An example is used to illustrate the following steps:

  1. Login to Blog Park
  2. release news

2 Badboy recording

Step1: Log in to the blog park

  Step1.1 Enter http://www.cnblogs.com in the badboy address bar and press Enter to start recording.

  Step1.2 Click the login link to enter the login page, as shown in Figure 1:

Figure 1 Login page

  Step1.3 Enter the username and password and click to log in. The result is as shown in Figure 2:

Figure 2 Login request

Step 2: Publish information

Before publishing information, switch to the publishing page (flash memory), this step is not recorded.

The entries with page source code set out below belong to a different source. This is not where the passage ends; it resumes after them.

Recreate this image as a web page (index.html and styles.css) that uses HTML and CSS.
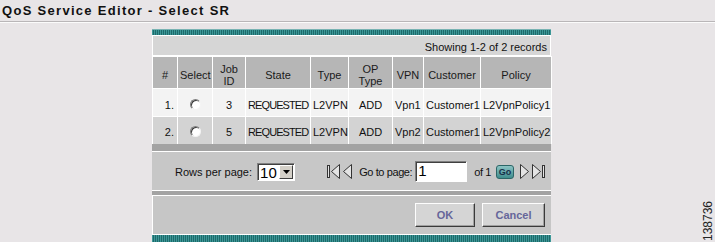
FILE: index.html
```html
<!DOCTYPE html>
<html>
<head>
<meta charset="utf-8">
<title>QoS Service Editor - Select SR</title>
<link rel="stylesheet" href="styles.css">
</head>
<body>
<h1 class="title">QoS Service Editor - Select SR</h1>
<div class="stage">
  <section class="panel">
    <div class="teal"></div>
    <div class="showing">Showing 1-2 of 2 records</div>
    <table class="grid">
      <colgroup>
        <col class="w-num"><col class="w-sel"><col class="w-job"><col class="w-state"><col class="w-type"><col class="w-op"><col class="w-vpn"><col class="w-cust"><col class="w-pol">
      </colgroup>
      <thead>
        <tr><th>#</th><th>Select</th><th>Job<br>ID</th><th>State</th><th>Type</th><th>OP<br>Type</th><th>VPN</th><th>Customer</th><th>Policy</th></tr>
      </thead>
      <tbody>
        <tr class="odd"><td class="r">1.</td><td class="c"><span class="radio"></span></td><td class="c">3</td><td class="caps">REQUESTED</td><td>L2VPN</td><td class="c">ADD</td><td>Vpn1</td><td>Customer1</td><td>L2VpnPolicy1</td></tr>
        <tr class="even"><td class="r">2.</td><td class="c"><span class="radio"></span></td><td class="c">5</td><td class="caps">REQUESTED</td><td>L2VPN</td><td class="c">ADD</td><td>Vpn2</td><td>Customer1</td><td>L2VpnPolicy2</td></tr>
      </tbody>
    </table>
    <div class="sep sep-top"></div>
    <div class="pager">
      <div class="rows">
        <span>Rows per page:</span>
        <span class="select"><span class="val">10</span><span class="drop"><svg width="7" height="4" viewBox="0 0 7 4"><polygon points="0,0 7,0 3.5,4" fill="#000"/></svg></span></span>
      </div>
      <div class="nav">
        <svg class="ico first" width="13" height="15" viewBox="0 0 13 15"><rect x="0.5" y="1.5" width="2" height="12" fill="#e4e4e4" stroke="#333"/><polygon points="12.5,0.5 4.5,7.5 12.5,14.5" fill="#e4e4e4" stroke="#333"/></svg>
        <svg class="ico prev" width="9" height="15" viewBox="0 0 9 15"><polygon points="8.5,0.5 0.5,7.5 8.5,14.5" fill="#e4e4e4" stroke="#333"/></svg>
        <span class="goto">Go to page:</span>
        <span class="input">1</span>
        <span class="of">of 1</span>
        <span class="go">Go</span>
        <svg class="ico next" width="9" height="15" viewBox="0 0 9 15"><polygon points="0.5,0.5 8.5,7.5 0.5,14.5" fill="#e4e4e4" stroke="#333"/></svg>
        <svg class="ico last" width="13" height="15" viewBox="0 0 13 15"><polygon points="0.5,0.5 8.5,7.5 0.5,14.5" fill="#e4e4e4" stroke="#333"/><rect x="10.5" y="1.5" width="2" height="12" fill="#e4e4e4" stroke="#333"/></svg>
      </div>
    </div>
    <div class="sep sep-bottom"></div>
    <div class="actions">
      <button class="btn ok">OK</button>
      <button class="btn cancel">Cancel</button>
    </div>
    <div class="teal teal-bottom"></div>
  </section>
  <div class="figid">138736</div>
</div>
</body>
</html>
```
FILE: styles.css
```css
* { box-sizing: border-box; }
html, body { margin: 0; padding: 0; }
body {
  width: 715px;
  height: 242px;
  overflow: hidden;
  background: #e8e5e7;
  font-family: "Liberation Sans", Arial, sans-serif;
  font-size: 11px;
  color: #111;
}
.title {
  margin: 0;
  height: 22px;
  padding: 3px 0 0 2px;
  font-size: 13px;
  line-height: 15px;
  font-weight: bold;
  letter-spacing: 1.3px;
  color: #111;
  border-bottom: 1px solid #b9b6b8;
  box-shadow: 0 1px 0 #fbfbfb;
}
.stage {
  display: grid;
  grid-template-columns: 152px 399px 1fr;
  padding-top: 7px;
}
.panel {
  grid-column: 2;
  width: 399px;
  display: flex;
  flex-direction: column;
}
.teal {
  height: 7px;
  border-top: 1px solid #79b3b3;
  border-bottom: 1px solid #fff;
  background: repeating-linear-gradient(90deg, #3c9797 0 1px, #1d6a6b 1px 2px);
}
.teal-bottom {
  height: 8px;
  border-bottom: 0;
  border-top: 1px solid #fff;
}
.showing {
  height: 20px;
  padding: 5px 3px 0 0;
  line-height: 13px;
  text-align: right;
  background: #d6d6d6;
  border-bottom: 1px solid #fff;
  border-left: 1px solid #fff;
  border-right: 1px solid #fff;
}
.grid {
  width: 399px;
  table-layout: fixed;
  border-collapse: collapse;
}
.w-num { width: 25px; }
.w-sel { width: 35px; }
.w-job { width: 33px; }
.w-state { width: 65px; }
.w-type { width: 38px; }
.w-op { width: 44px; }
.w-vpn { width: 31px; }
.w-cust { width: 57px; }
.w-pol { width: 71px; }
.grid th, .grid td {
  border: 1px solid #fff;
  padding: 0 2px;
  white-space: nowrap;
  overflow: visible;
}
.grid th {
  height: 32px;
  background: #b6b6b6;
  font-weight: normal;
  line-height: 12px;
  padding-top: 4px;
  text-align: center;
  color: #1a1a1a;
}
.grid td {
  height: 28px;
  line-height: 13px;
  padding-top: 5px;
  vertical-align: middle;
}
.grid tr.odd td { background: #f3f3f3; }
.grid tr.even td { background: #d3d3d3; }
.grid tr.even td { height: 27px; border-bottom: 0; }
.grid td.c { text-align: center; }
.grid td.r { text-align: right; padding-right: 3px; }
.grid td.caps { letter-spacing: -0.9px; padding-left: 2px; }
.radio {
  display: inline-block;
  width: 11px;
  height: 11px;
  border-radius: 50%;
  border: 1px solid;
  border-color: #7d7d7d #f4f4f4 #f4f4f4 #7d7d7d;
  box-shadow: inset 1px 1px 0 #3c3c3c;
  background: #fff;
  vertical-align: -1px;
}
.sep {
  background: #a3a3a3;
  border-bottom: 1px solid #fff;
}
.sep-top { height: 8px; }
.sep-bottom { height: 6px; border-top: 1px solid #fff; }
.pager {
  height: 38px;
  background: #c7c7c7;
  display: flex;
  align-items: center;
  justify-content: space-between;
  padding: 2px 6px 0 23px;
}
.rows {
  display: flex;
  align-items: center;
  gap: 5px;
}
.select {
  display: inline-flex;
  align-items: stretch;
  width: 38px;
  height: 18px;
  border: 1px solid;
  border-color: #808080 #fff #fff #808080;
  box-shadow: inset 1px 1px 0 #404040;
  background: #fff;
  padding: 1px 1px 1px 2px;
}
.select .val {
  flex: 1;
  font-size: 15px;
  line-height: 15px;
  color: #000;
}
.select .drop {
  width: 14px;
  display: flex;
  align-items: center;
  justify-content: center;
  background: #d4d0c8;
  border: 1px solid;
  border-color: #fff #404040 #404040 #fff;
}
.nav {
  display: flex;
  align-items: center;
  letter-spacing: -0.4px;
}
.ico { display: block; }
.prev { margin-left: 3px; }
.goto { margin-left: 7px; }
.input {
  margin-left: 3px;
  width: 52px;
  height: 21px;
  background: #fff;
  border: 1px solid;
  border-color: #808080 #fff #fff #808080;
  box-shadow: inset 1px 1px 0 #404040;
  font-size: 15px;
  line-height: 18px;
  padding-left: 2px;
  color: #000;
  letter-spacing: 0;
}
.of { margin-left: 7px; }
.go {
  margin-left: 5px;
  width: 18px;
  height: 14px;
  border-radius: 3px;
  background: linear-gradient(#8cc4c4, #3f8c8d);
  border: 1px solid #2c6667;
  font-size: 9px;
  font-weight: bold;
  line-height: 12px;
  letter-spacing: 0;
  text-align: center;
  color: #17304a;
}
.next { margin-left: 6px; }
.last { margin-left: 3px; }
.actions {
  height: 38px;
  background: #c6c6c6;
  display: flex;
  align-items: center;
  justify-content: flex-end;
  gap: 7px;
  padding: 0 6px 0 0;
  border-left: 1px solid #fff;
}
.btn {
  height: 24px;
  padding: 0;
  font-family: "Liberation Sans", Arial, sans-serif;
  font-size: 11px;
  font-weight: bold;
  color: #66669a;
  background: #d5d5d5;
  border: 1px solid;
  border-color: #fdfdfd #3a3a3a #3a3a3a #fdfdfd;
  box-shadow: inset -1px -1px 0 #a0a0a0;
}
.ok { width: 60px; }
.cancel { width: 63px; }
.figid {
  grid-column: 3;
  justify-self: end;
  align-self: end;
  margin: 0 1px 0 0;
  writing-mode: vertical-rl;
  transform: rotate(180deg);
  font-size: 12px;
  line-height: 11px;
  color: #222;
}
```
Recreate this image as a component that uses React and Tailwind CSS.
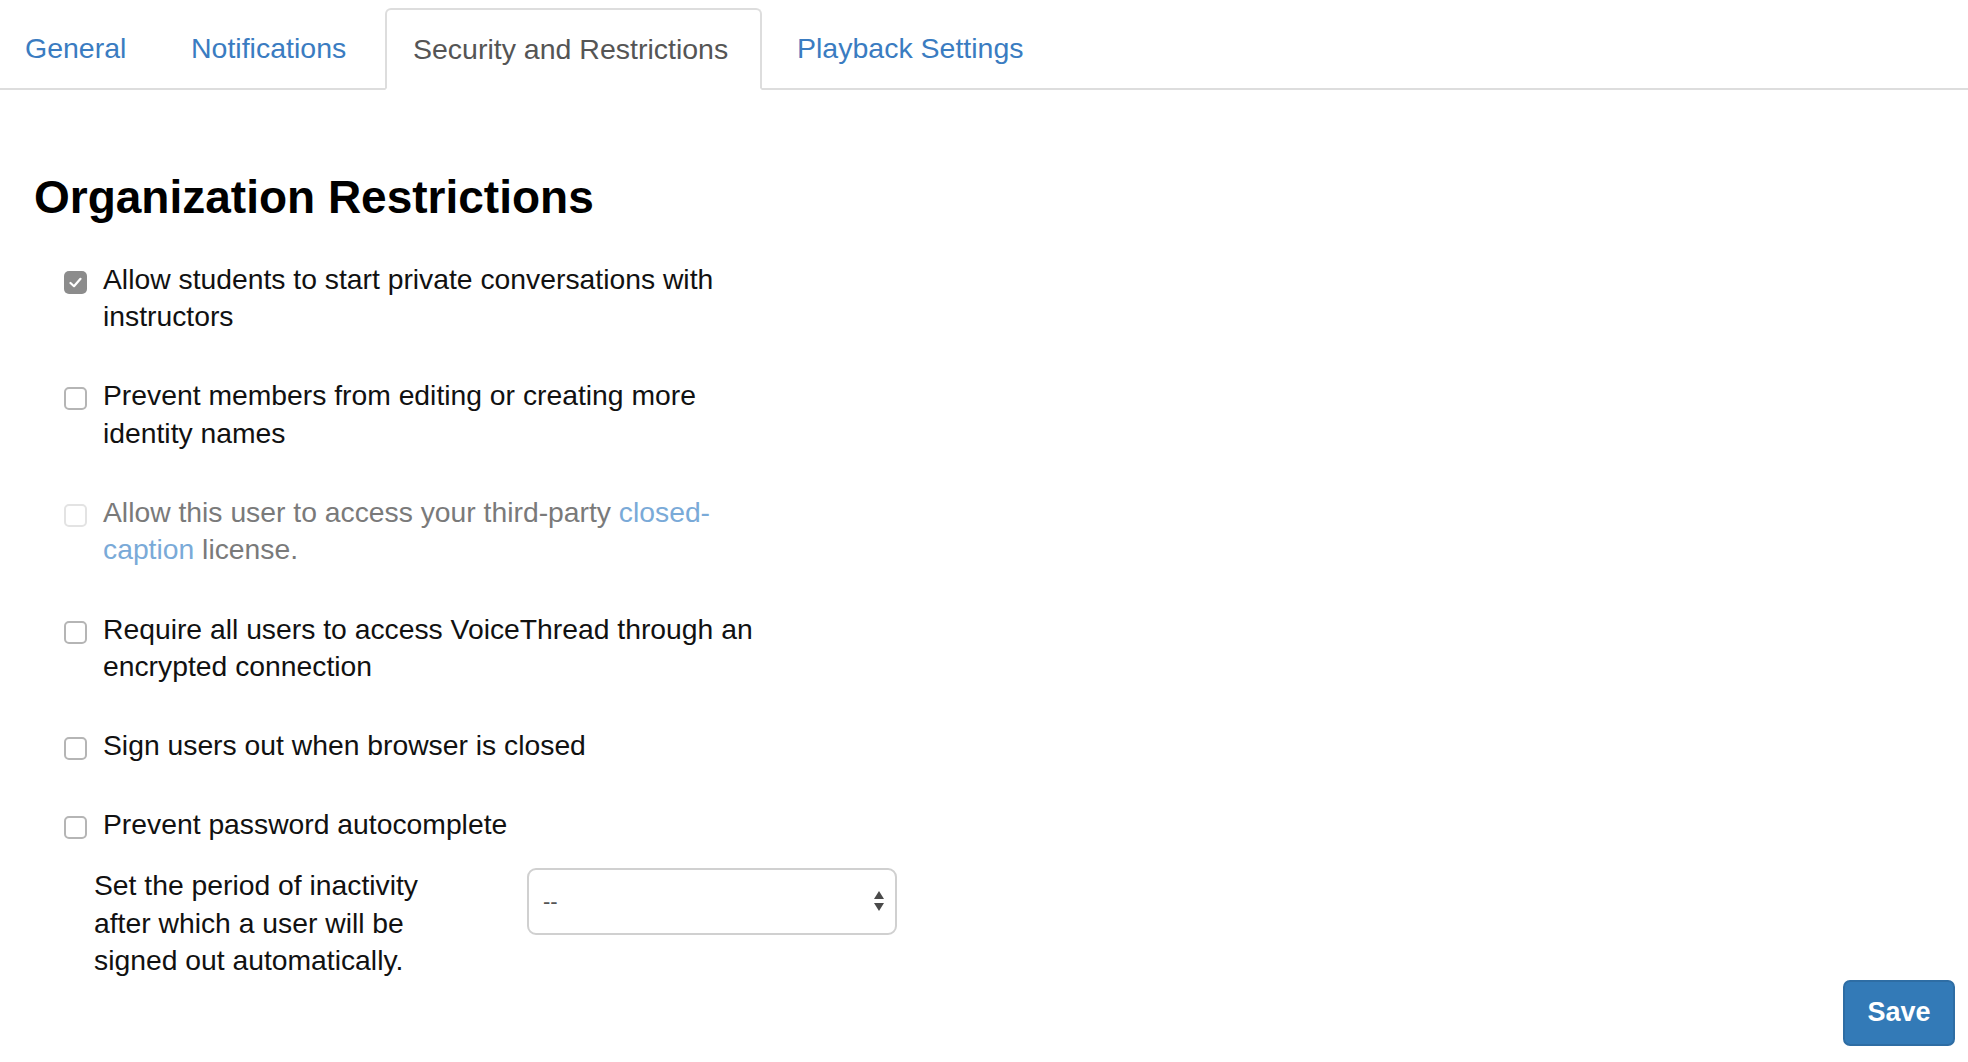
import React from "react";

function Checkbox({ checked, disabled }) {
  if (checked) {
    return (
      <span className="mt-[10px] flex h-[23px] w-[23px] shrink-0 items-center justify-center rounded-[5px] bg-[#8c8c8c]">
        <svg width="13" height="11" viewBox="0 0 13 11" fill="none">
          <path d="M1.5 6 L5 9.2 L11.5 1.8" stroke="white" strokeWidth="2.2" strokeLinecap="round" strokeLinejoin="round" />
        </svg>
      </span>
    );
  }
  return (
    <span
      className={
        disabled
          ? "mt-[10px] h-[23px] w-[23px] shrink-0 rounded-[5px] border-2 border-[#e3e3e3] bg-white"
          : "mt-[10px] h-[23px] w-[23px] shrink-0 rounded-[5px] border-2 border-[#b5b5b5] bg-white"
      }
    />
  );
}

function Item({ checked, disabled, children }) {
  return (
    <div className="flex items-start gap-[16px] pl-[64px]">
      <Checkbox checked={checked} disabled={disabled} />
      <div className={disabled ? "w-[665px] text-[#7a7a7a]" : "w-[665px] text-[#111]"}>{children}</div>
    </div>
  );
}

export default function App() {
  return (
    <div className="h-[1062px] w-full overflow-hidden bg-white font-['Liberation_Sans',Arial,sans-serif]">
      <nav className="flex h-[90px] items-end border-b-2 border-[#dddddd] text-[28.5px]">
        <a className="flex h-[80px] w-[159px] items-center pl-[25px] pt-[1px] text-[#3a7cc1]">General</a>
        <a className="flex h-[80px] w-[226px] items-center pl-[32px] pt-[1px] text-[#3a7cc1]">Notifications</a>
        <a className="mb-[-2px] flex h-[82px] w-[377px] items-center rounded-t-[6px] border-2 border-[#dddddd] border-b-white bg-white pl-[26px] pt-[1px] text-[#555555]">
          Security and Restrictions
        </a>
        <a className="flex h-[80px] items-center pl-[35px] pt-[1px] text-[#3a7cc1]">Playback Settings</a>
      </nav>

      <h2 className="ml-[34px] mt-[83px] text-[46px] font-bold leading-[49.5px] text-black">
        Organization Restrictions
      </h2>

      <div className="mt-[38px] flex flex-col gap-[41.5px] text-[28.3px] leading-[37.6px]">
        <Item checked>Allow students to start private conversations with instructors</Item>
        <Item>Prevent members from editing or creating more identity names</Item>
        <Item disabled>
          Allow this user to access your third-party <span className="text-[#7aaad8]">closed-caption</span> license.
        </Item>
        <Item>Require all users to access VoiceThread through an encrypted connection</Item>
        <Item>Sign users out when browser is closed</Item>
        <Item>Prevent password autocomplete</Item>
      </div>

      <div className="mt-[23px] flex items-start pl-[94px] text-[28.3px] leading-[37.6px] text-[#111]">
        <div className="w-[350px]">Set the period of inactivity after which a user will be signed out automatically.</div>
        <div className="ml-[83px] mt-[1px] flex h-[67px] w-[370px] items-center justify-between rounded-[9px] border-2 border-[#d0d0d0] bg-white pl-[14px] pr-[10px]">
          <span className="text-[22px] text-[#555]">--</span>
          <svg width="12" height="24" viewBox="0 0 12 24">
            <path d="M6 2 L11 10 L1 10 Z" fill="#4a4a4a" />
            <path d="M1 14 L11 14 L6 22 Z" fill="#4a4a4a" />
          </svg>
        </div>
      </div>

      <div className="flex justify-end pr-[13px]">
        <button className="mt-[0px] flex h-[66px] w-[112px] items-center justify-center rounded-[7px] border-2 border-[#2e6da4] bg-[#337ab7] text-[27px] font-bold text-white">
          Save
        </button>
      </div>
    </div>
  );
}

  Step2.1 Enter the publishing information "Hello!" and click the "Publish" button

Figure 3 Release request

When the recording ends, click File->Export to JMeter...

3 Jmeter opens the Badboy script

Open Jmeter and open the script you just saved. As shown in Figure 4, you can find the http request you just recorded. Some of these requests can be ignored.

Figure 4 Script recorded by Jmeter using badboy

Let’s first look at the information header, as shown in Figure 5:

  • Http Cookie Manager: Adding this manager will allow Jmeter to save login information without modification or deletion.
  • User Defined Variables: If there are no custom variables, they can be deleted
  • Http Header Manager: This manager records the header data. Badboy only records three of them. We refer to Fiddler's capture information to supplement and improve it.

Figure 5 Http header management

4 Use Fiddler to capture requests and supplement and improve the script

As shown in Figure 6, in the http information header captured by Fiddler, there are two items badboy did not record:

  • X-Requested-With: XMLHttpRequest
  • Content-Type: application/json; charset=utf-8

Add them to Jmeter's Http Cookie Manager

Figure 6 http information header

Since the Content-Type is json, as shown in Figure 7, the parameter body sent by http should be placed in the Body Data of Jmeter, as shown in Figure 8, instead of Parameters (the release information request is also modified in this way).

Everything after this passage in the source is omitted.